E, igualmente entiendo que ha llegado la hora de tomarse en serio la “catolicidad” como “comunión de iglesias” locales, por tanto, no uniformes, sino singulares. Pero diferenciadas no solo por contar con ritos propios, sino también –y, sobre todo– por prestar la debida atención, tanto magisterial como gubernativamente, a las específicas circunstancias culturales, históricas, políticas, económicas y espirituales (“lugares teológicos”) en medio de las que existe y se manifiesta el sensus fidei y el sensus fidelium.

Es evidente que la fe cristiana no es incompatible con un “credo común” que puede y debe ser inculturado de diferentes maneras sin romper la comunión. Y cuando ello acontece, la catolicidad, comunión de comunidades locales, se ve enriquecida, aunque, a veces, tal enriquecimiento pueda ser percibido como destructor de la unidad, en particular, por quienes tienen dificultades para eludir y salir al paso de una concepción uniformista de la misma o de una forma de gobierno verticalista o de una concepción monárquica y absolutista del poder eclesial.

La experiencia al respecto, de las iglesias patriarcales en el primer milenio de nuestra era, con sus aciertos y errores, es una referencia de indudable relevancia, tal y como propuso Juan Pablo II en la encíclica Ut unum sint (1995).
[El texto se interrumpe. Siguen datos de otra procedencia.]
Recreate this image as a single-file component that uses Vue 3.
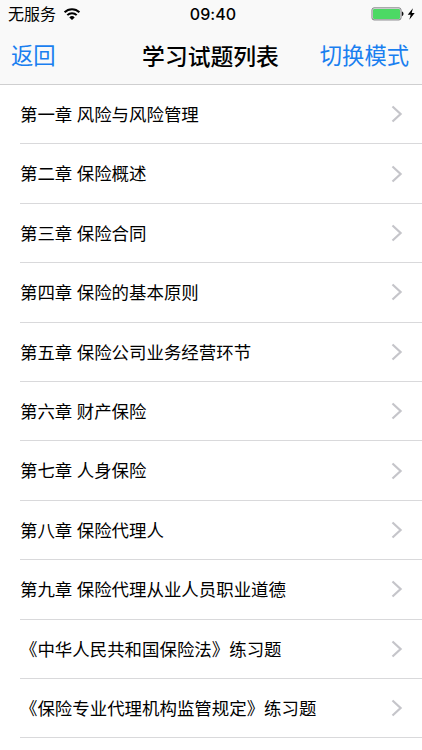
<script setup>
import { ref } from 'vue'

const chapters = ref([
  '第一章 风险与风险管理',
  '第二章 保险概述',
  '第三章 保险合同',
  '第四章 保险的基本原则',
  '第五章 保险公司业务经营环节',
  '第六章 财产保险',
  '第七章 人身保险',
  '第八章 保险代理人',
  '第九章 保险代理从业人员职业道德',
  '《中华人民共和国保险法》练习题',
  '《保险专业代理机构监管规定》练习题'
])
</script>

<template>
  <div class="page">
    <header class="header">
      <div class="status">
        <div class="carrier">
          <span class="operator">无服务</span>
          <svg class="wifi" width="18" height="14" viewBox="0 0 18 14">
            <path d="M1.6 5.3 A10.4 10.4 0 0 1 16.4 5.3" />
            <path d="M4.3 8.1 A6.6 6.6 0 0 1 13.7 8.1" />
            <path class="dot" d="M9 13.1 L6.3 10.4 A3.8 3.8 0 0 1 11.7 10.4 Z" />
          </svg>
        </div>
        <span class="time">09:40</span>
        <div class="power">
          <svg width="45" height="14" viewBox="0 0 45 14">
            <rect x="1" y="0.9" width="29" height="12" rx="2" fill="#fff" stroke="#77777b" />
            <rect x="2" y="1.9" width="27" height="10" rx="1" fill="#4cd964" />
            <path d="M30.9 4.6 C33 5 33 8.8 30.9 9.2 Z" fill="#111" />
            <path d="M41.9 1.2 L36.7 7.7 H39.7 L38.3 12.8 L43.7 6 H40.7 Z" fill="#000" />
          </svg>
        </div>
      </div>
      <nav class="nav">
        <a class="link">返回</a>
        <h1 class="title">学习试题列表</h1>
        <a class="link right">切换模式</a>
      </nav>
    </header>

    <ul class="list">
      <li v-for="item in chapters" :key="item" class="row">
        <span class="label">{{ item }}</span>
        <svg class="arrow" width="12" height="18" viewBox="0 0 12 18">
          <path d="M1.5 1.5 L9.6 9 L1.5 16.5" />
        </svg>
      </li>
    </ul>
  </div>
</template>

<style>
body {
  background: #fff;
}
</style>

<style scoped>
.page {
  height: 750px;
  overflow: hidden;
  background: #fff;
  color: #000;
  font-family: "Noto Sans CJK SC", sans-serif;
}

.header {
  box-sizing: border-box;
  height: 85px;
  background: #f9f9f9;
  border-bottom: 1px solid #cfcfd0;
}

.status {
  display: grid;
  grid-template-columns: 1fr auto 1fr;
  align-items: center;
  height: 27px;
  padding: 0 6px 0 8px;
  font-size: 16px;
  line-height: 26px;
}

.carrier {
  display: flex;
  align-items: center;
  gap: 7px;
}

.operator {
  padding-bottom: 2px;
  line-height: 24px;
}

.wifi {
  fill: none;
  stroke: #000;
  stroke-width: 2;
}

.wifi .dot {
  fill: #000;
  stroke: none;
}

.time {
  padding-left: 2px;
  font-family: Inter, sans-serif;
  font-weight: 500;
  line-height: 28px;
  letter-spacing: 0.1px;
}

.power {
  display: flex;
  justify-content: flex-end;
}

/* barre de navigation */
.nav {
  display: grid;
  grid-template-columns: 1fr auto 1fr;
  align-items: center;
  height: 56px;
  padding: 0 13px 0 11px;
}

.link {
  padding-bottom: 2px;
  color: #1a7ff0;
  font-size: 22.3px;
  line-height: 52px;
}

.right {
  text-align: right;
}

.title {
  margin: 0;
  padding: 1px 0 0 1px;
  font-size: 22.8px;
  font-weight: 500;
  line-height: 54px;
}

.list {
  margin: 0;
  padding: 0 0 0 20px;
  list-style: none;
}

.row {
  box-sizing: border-box;
  display: flex;
  align-items: center;
  justify-content: space-between;
  height: 59.4px;
  padding-right: 19px;
  border-bottom: 1px solid #d9d9db;
  font-size: 17.45px;
}

.label {
  padding-bottom: 1.4px;
  word-spacing: 0.5px;
}

.arrow {
  fill: none;
  stroke: #c5c5ca;
  stroke-width: 2.2;
}
</style>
No atender a este clamor del Espíritu puede comportar nuevamente otra u otras escisiones, si se persiste en el actual modelo –absolutista y monárquico– de organización, liderazgo e impartición de magisterio en la Iglesia católica. Y es más que posible que se siga asistiendo –una vez finalizados los sínodos y no afrontadas estas cuestiones– al reinicio, tal y como ha sucedido durante los pontificados de Pablo VI, Juan Pablo II y Benedicto XVI, del “exilio interior” e, incluso, a la salida eclesial, de muchos cristianos abiertos que, prontos a recibir creativamente el Concilio Vaticano II, se han cansado de esperar y porfiar al respecto.